Columbia administration replied to news reports with a press release titled "NUTELLA-GATE EXPOSED: It’s a Smear!" (Photo illustration by Yuko Inoue)

Columbia University is denying news reports that students are eating $5,000 worth of Nutella a week.

Student newspaper The Columbia Spectator originally reported that students were consuming a massive 100 pounds of Nutella per day. The numbers were provided to the Spectator by the school’s student council, who said they heard the numbers from director of dining services Vicki Dunn. At the time, the university’s dining services refused to comment on the numbers, according to the Spectator.

However, due to media attention, the university’s administration has now responded in a press release denying the cost.  According to the release, titled “NUTELLA-GATE EXPOSED: It’s a Smear! Says Columbia,” the initial start-up cost for the Nutella was actually only $2,500 and afterwards only costs $500 a week.
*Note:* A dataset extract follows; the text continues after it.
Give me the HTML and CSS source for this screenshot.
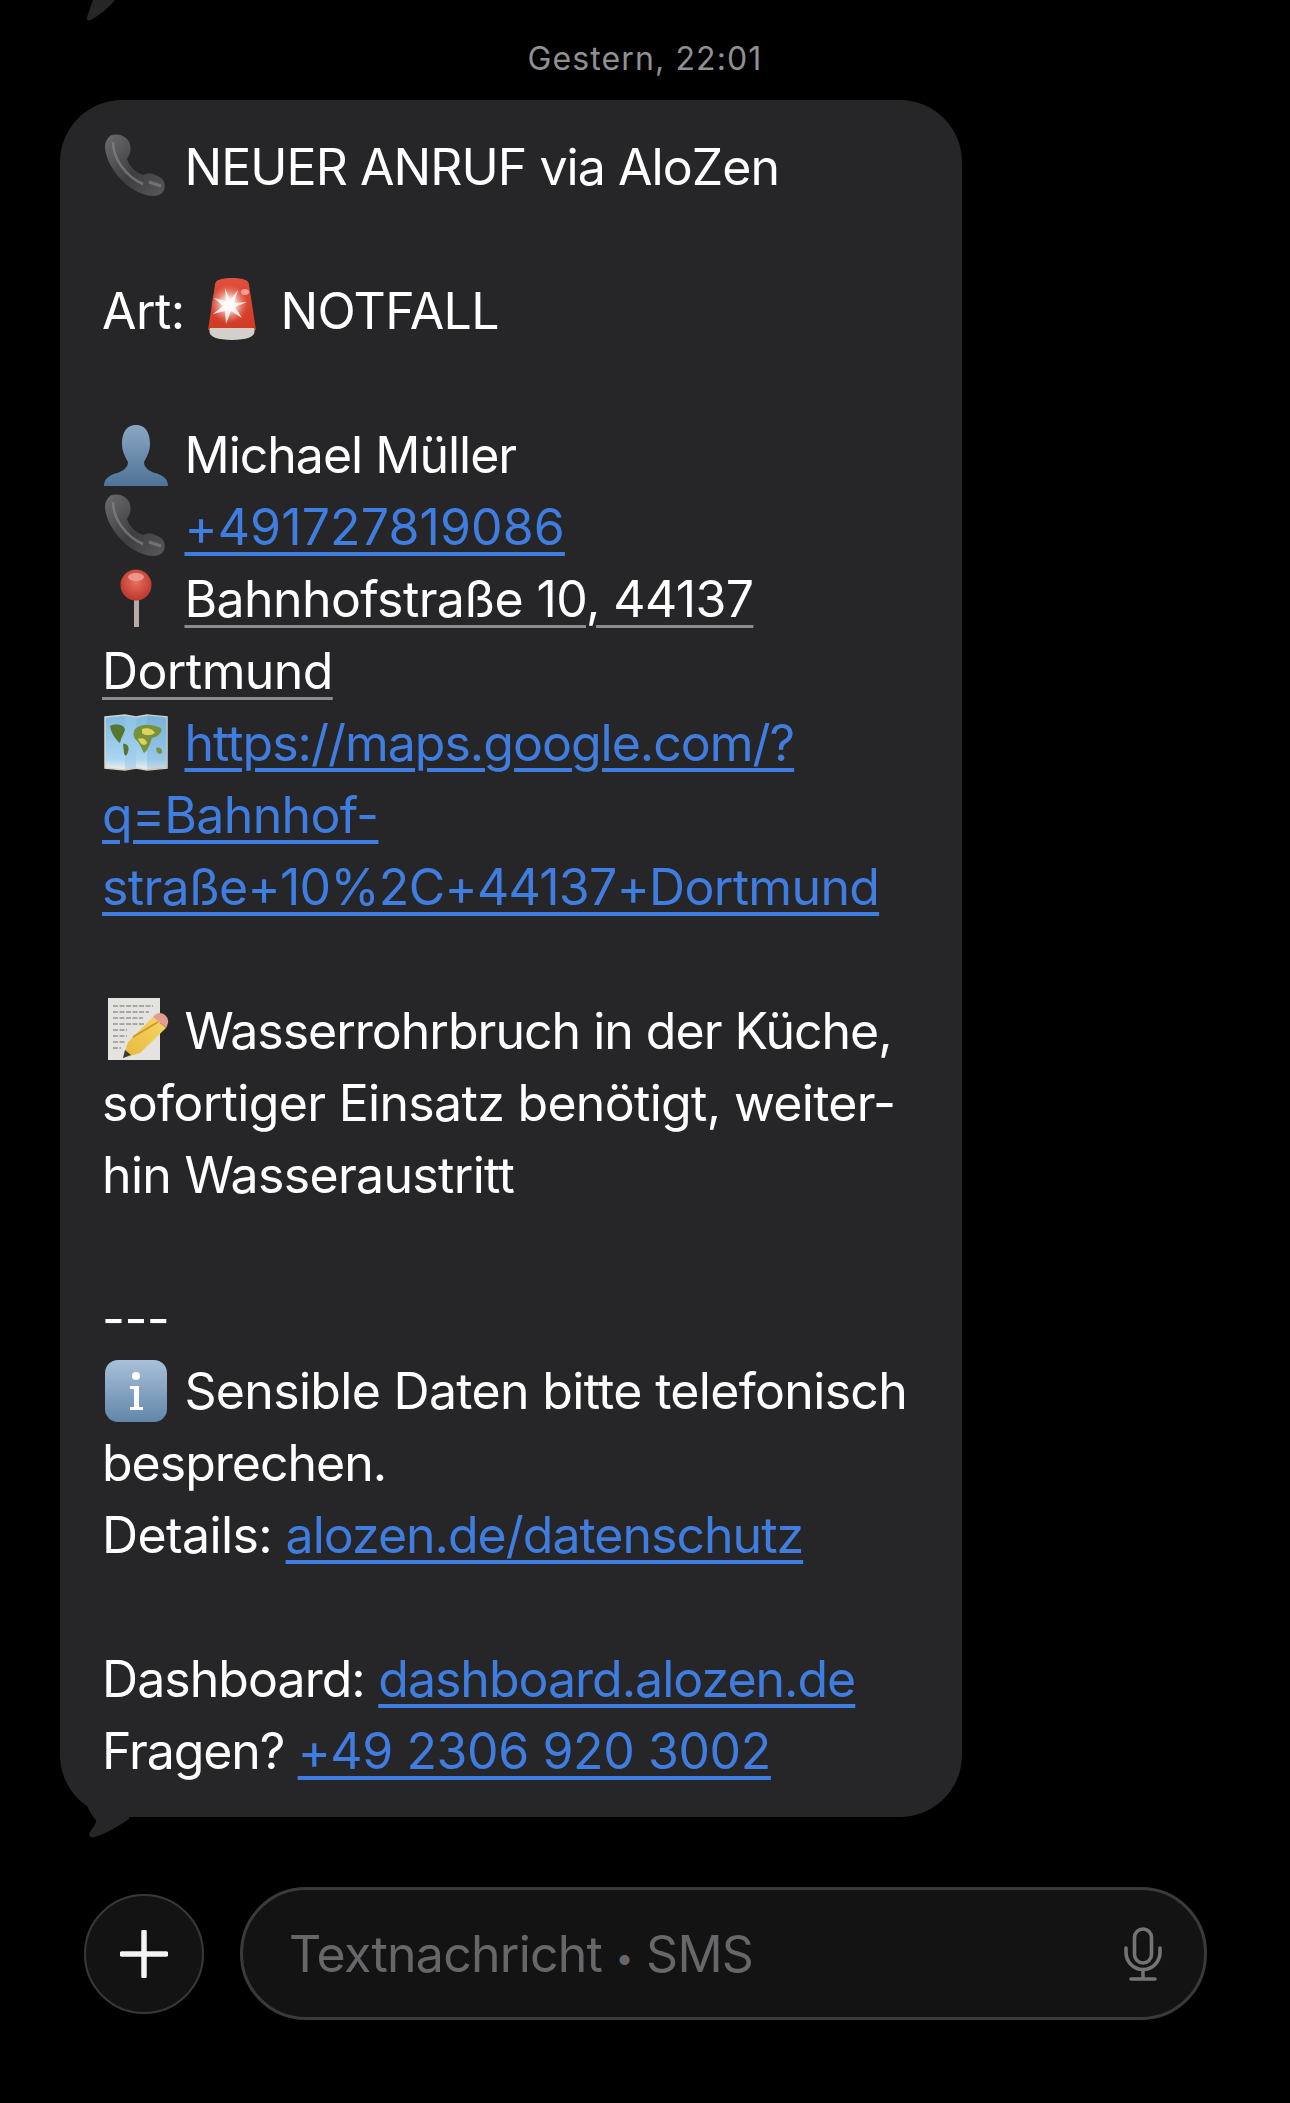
FILE: index.html
```html
<!DOCTYPE html>
<html lang="de">
<head>
<meta charset="utf-8">
<title>SMS</title>
<link rel="stylesheet" href="styles.css">
</head>
<body>
<svg class="prev-tail" width="40" height="22" viewBox="0 0 40 22"><path d="M28 0 C22 8 12 15 4 20 C1 21 -1 20 0 17 L6 0 Z" fill="#262628"/></svg>
<main class="thread">
  <div class="stamp">Gestern, 22:01</div>
  <div class="bubble">
    <div class="line"><svg class="emoji" viewBox="0 0 66 66"><use href="#phone"/></svg> <span class="ls-b">NEUER ANRUF via AloZen</span></div>
    <div class="line blank"></div>
    <div class="line">Art: <svg class="emoji" viewBox="0 0 66 66"><use href="#siren"/></svg> NOTFALL</div>
    <div class="line blank"></div>
    <div class="line"><svg class="emoji" viewBox="0 0 66 66"><use href="#person"/></svg> <span class="ls-c">Michael Müller</span></div>
    <div class="line"><svg class="emoji" viewBox="0 0 66 66"><use href="#phone"/></svg> <a class="link num">+491727819086</a></div>
    <div class="line"><svg class="emoji" viewBox="0 0 66 66"><use href="#pin"/></svg> <span class="addr">Bahnhofstraße 10, 44137</span></div>
    <div class="line"><span class="addr">Dortmund</span></div>
    <div class="line"><svg class="emoji" viewBox="0 0 66 66"><use href="#map"/></svg> <a class="link ls-c">https://maps.google.com/?</a></div>
    <div class="line"><a class="link ls-a">q=Bahnhof-</a></div>
    <div class="line"><a class="link ls-a">straße+10%2C+44137+Dortmund</a></div>
    <div class="line blank"></div>
    <div class="line"><svg class="emoji" viewBox="0 0 66 66"><use href="#memo"/></svg> <span class="ls-c">Wasserrohrbruch in der Küche,</span></div>
    <div class="line ls-a">sofortiger Einsatz benötigt, weiter-</div>
    <div class="line ls-a">hin Wasseraustritt</div>
    <div class="line blank"></div>
    <div class="line">---</div>
    <div class="line"><svg class="emoji" viewBox="0 0 66 66"><use href="#info"/></svg> <span class="ls-a">Sensible Daten bitte telefonisch</span></div>
    <div class="line ls-c">besprechen.</div>
    <div class="line">Details: <a class="link ls-c">alozen.de/datenschutz</a></div>
    <div class="line blank"></div>
    <div class="line"><span class="ls-b">Dashboard:</span> <a class="link ls-c">dashboard.alozen.de</a></div>
    <div class="line"><span class="ls-d">Fragen?</span> <a class="link ls-f">+49 2306 920 3002</a></div>
    <svg class="tail" width="48" height="34" viewBox="0 0 48 34"><path d="M6 0 C8 6 12 12 15 15 C16 18 12 22 9 27 C7 32 10 33 14 32 C26 28 36 22 48 14 L48 0 Z" fill="#262628"/></svg>
  </div>
  <div class="composer">
    <button class="plus"><svg width="48" height="48" viewBox="0 0 48 48"><path d="M24 2V46M2 24H46" stroke="#f4f4f4" stroke-width="5.5" stroke-linecap="round"/></svg></button>
    <div class="field">
      <span class="placeholder">Textnachricht <span class="sep">•</span> SMS</span>
      <svg class="mic" width="38" height="54" viewBox="0 0 38 54" fill="none" stroke="#747476" stroke-width="3.6"><rect x="10.5" y="2" width="17" height="34" rx="8.5"/><path d="M2 21V25C2 35 9.5 42.5 19 42.5S36 35 36 25V21M19 43V51M7 52H31" stroke-linecap="round"/></svg>
    </div>
  </div>
</main>
<svg class="defs" width="0" height="0">
  <defs>
    <linearGradient id="gPhone" x1="0" y1="0" x2="1" y2="1"><stop offset="0" stop-color="#6c6c6f"/><stop offset=".55" stop-color="#3e3e41"/><stop offset="1" stop-color="#58585b"/></linearGradient>
    <linearGradient id="gPerson" x1="0" y1="0" x2="0" y2="1"><stop offset="0" stop-color="#8ba6c4"/><stop offset="1" stop-color="#4f7396"/></linearGradient>
    <linearGradient id="gInfo" x1="0" y1="0" x2="0" y2="1"><stop offset="0" stop-color="#a9c0d9"/><stop offset="1" stop-color="#6186ab"/></linearGradient>
    <linearGradient id="gSiren" x1="0" y1="0" x2="0" y2="1"><stop offset="0" stop-color="#e0503e"/><stop offset="1" stop-color="#cf3a22"/></linearGradient>
    <radialGradient id="gGlow" cx=".5" cy=".5" r=".5"><stop offset="0" stop-color="#fff"/><stop offset=".35" stop-color="#fbd3cb"/><stop offset="1" stop-color="#ee8b7b" stop-opacity="0"/></radialGradient>
    <radialGradient id="gPin" cx=".5" cy=".4" r=".6"><stop offset="0" stop-color="#e9705f"/><stop offset="1" stop-color="#b9362b"/></radialGradient>
    <linearGradient id="gPencil" x1="0" y1="1" x2="1" y2="0"><stop offset="0" stop-color="#e8b93c"/><stop offset="1" stop-color="#f5d664"/></linearGradient>
    <linearGradient id="gSea" x1="0" y1="0" x2="0" y2="1"><stop offset="0" stop-color="#7fb9e2"/><stop offset=".8" stop-color="#a9d6f2"/><stop offset="1" stop-color="#f1efe6"/></linearGradient>
    <symbol id="phone" viewBox="0 0 66 66"><path d="M6 3C10-1 20 0 25 6 29 12 28 20 24 25 26 32 32 38 40 41 46 38 52 40 58 44 63 48 63 56 58 60 52 64 40 62 28 54 14 44 3 28 2 14 2 9 3 6 6 3Z" fill="url(#gPhone)"/><path d="M10 8C10 24 22 42 40 50" fill="none" stroke="#87878a" stroke-width="2.5" opacity=".65"/><path d="M46 48 58 52" stroke="#8a8a8d" stroke-width="3" opacity=".6"/></symbol>
    <symbol id="person" viewBox="0 0 66 66"><path d="M33 3C44 3 47 13 47 22 47 30 43 36 41 40 41 46 46 49 52 51 60 53 65 57 65 64H1C1 57 6 53 14 51 20 49 25 46 25 40 23 36 19 30 19 22 19 13 22 3 33 3Z" fill="url(#gPerson)"/></symbol>
    <symbol id="pin" viewBox="0 0 66 66"><rect x="31" y="32" width="5" height="29" fill="#b8aaa6"/><circle cx="33" cy="19" r="15.5" fill="url(#gPin)"/><ellipse cx="33" cy="11" rx="8" ry="4" fill="#f0a598" opacity=".8"/></symbol>
    <symbol id="map" viewBox="0 0 66 66"><path d="M2 7 22 5 33 7 44 5 64 7V58L44 60 33 58 22 60 2 58Z" fill="url(#gSea)" stroke="#d8d3c5" stroke-width="1.5"/><path d="M22 5 33 7V58L22 60Z" fill="#9cc9ea" opacity=".55"/><path d="M44 5 64 7V58L44 60Z" fill="#5f9bc9" opacity=".25"/><path d="M7 16C13 13 22 15 22 20 20 25 18 28 17 33 13 30 8 23 7 16ZM20 34C24 33 27 37 25 42 24 46 22 47 21 43Z" fill="#56752f"/><path d="M32 19C38 13 50 14 58 18 60 23 54 27 49 28 47 33 46 39 41 43 38 38 37 33 33 30 30 27 30 22 32 19ZM53 38C57 36 60 40 59 43 56 45 53 43 53 38Z" fill="#77933a"/><path d="M39 19C44 17 50 19 52 23 47 26 42 26 39 23ZM35 29C39 27 43 29 44 33 41 37 37 34 35 29Z" fill="#e0d35c"/></symbol>
    <symbol id="memo" viewBox="0 0 66 66"><rect x="5" y="0" width="52" height="62" fill="#e4e3df"/><g stroke="#6d6d70" stroke-width="1" stroke-dasharray="5 1.5"><path d="M10 8H50M10 14H46M10 20H40M10 26H42M10 32H24M10 38H24M10 44H22M10 50H18"/></g><path d="M20 60 25 44 50 19 63 30 37 55Z" fill="url(#gPencil)"/><path d="M30 39 55 24" stroke="#c9952d" stroke-width="1.5"/><path d="M50 19C54 14 58 14 62 17 66 21 66 25 63 30Z" fill="#e59a92"/><path d="M20 60 22 52 28 57Z" fill="#3a3a3a"/></symbol>
    <symbol id="info" viewBox="0 0 66 66"><rect x="2" y="2" width="62" height="62" rx="13" fill="url(#gInfo)"/><circle cx="33" cy="18" r="4" fill="#fff"/><path d="M27 28H36V49H40V52H27V49H31V31H27Z" fill="#fff"/></symbol>
    <symbol id="siren" viewBox="0 0 66 66"><path d="M16 7C16 2 22 0 33 0S50 2 50 7L57 52H9Z" fill="url(#gSiren)"/><path d="M11 50H55C58 58 50 62 33 62S8 58 11 50Z" fill="#d5cfcb"/><circle cx="30" cy="26" r="19" fill="url(#gGlow)"/><path d="M26 10 31 22 39 12 35 25 48 24 36 29 43 40 32 33 27 46 26 33 14 36 24 28 15 20 27 23Z" fill="#fff" opacity=".85"/><ellipse cx="46" cy="14" rx="4" ry="3" fill="#f6b3a6" opacity=".8"/></symbol>
  </defs>
</svg>
</body>
</html>
```

FILE: styles.css
```css
* { box-sizing: border-box; }
html, body { margin: 0; background: #000; }
body {
  position: relative;
  width: 1290px;
  height: 2103px;
  overflow: hidden;
  font-family: Inter, "Liberation Sans", sans-serif;
  color: #fff;
}
.prev-tail { position: absolute; left: 87px; top: 0; }
.defs { position: absolute; }
.thread { display: flex; flex-direction: column; align-items: flex-start; padding-top: 40px; }
.stamp {
  align-self: stretch;
  text-align: center;
  height: 60px;
  font-size: 32px;
  line-height: 38px;
  letter-spacing: 1.1px;
  color: #909093;
}
.bubble {
  position: relative;
  width: 902px;
  margin-left: 60px;
  padding: 31px 0 30px 42px;
  border-radius: 62px;
  background: #262628;
  font-size: 50px;
  letter-spacing: -0.6px;
}
.line { height: 72px; line-height: 72px; white-space: nowrap; }
.emoji { width: 66px; height: 66px; margin: -20px 2px -20px 1px; vertical-align: 5px; }
.ls-a { letter-spacing: -0.68px; }
.ls-b { letter-spacing: -0.95px; }
.ls-c { letter-spacing: -1px; }
.ls-d { letter-spacing: -1.1px; }
.ls-f { letter-spacing: -0.4px; }
.num { letter-spacing: 0.12px; }
.link { color: #3f7de0; text-decoration: underline; text-decoration-thickness: 4px; text-underline-offset: 7px; }
.addr { text-decoration: underline; text-decoration-color: #8c8c8e; text-decoration-thickness: 3px; text-underline-offset: 8px; }
.tail { position: absolute; left: 21px; bottom: -22px; }
.composer { display: flex; align-items: center; gap: 36px; margin: 70px 0 0 84px; }
.plus {
  display: flex;
  align-items: center;
  justify-content: center;
  width: 120px;
  height: 120px;
  padding: 0;
  border: 2px solid #38383a;
  border-radius: 50%;
  background: #131314;
}
.field {
  display: flex;
  align-items: center;
  justify-content: space-between;
  width: 967px;
  height: 133px;
  padding: 0 42px 0 46px;
  border: 3px solid #3a3a3c;
  border-radius: 66px;
  background: #131314;
}
.placeholder { font-size: 50px; letter-spacing: -0.75px; color: #67676a; }
.sep { font-size: 32px; vertical-align: 3px; }
```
“It is true that in the first 3-4 days after Nutella was recently added to the dining hall selections, demand was indeed extraordinarily high, with students enjoying a large amount in that initial short period,” the release said. “Columbia Dining Services emphasized the mundane fact that the ongoing weekly cost of Nutella supply is actually less than one-tenth the purported amount originally reported.”

The dining hall serves approximately 3,600 students, seven days a week at three different locations, according to the release.

“Ironically the media attention to Nutella-gate has cut down on the amount people have been taking in recent days,” the release said.

After being offered at the university since early February, the Spectator said the spread has been so popular that students have been stealing it from the cafeterias.

Dunn said the demand for Nutella was greater than originally expected.

“Students have been filling cups of Nutella to-go in Ferris Booth Commons and taking the full jars out of John Jay (one of the campus cafeterias), which means we’re going through product faster than anticipated,” Dunn told the newspaper.

While dining services is not considering getting rid of Nutella, it has noted that it is hesitant to offer other “luxury” items, like lobster tails, due to similarly high anticipated demand.

Dunn does not characterize Nutella as especially expensive, she said.

First-year students at the Ivy League school are paying roughly $2,363 per term on dining plans, according to the university’s website.

Student council representative Peter Bailinson told the Spectator when students are paying such a high rate for even dining services, some students feel entitled to taking things from the dining hall.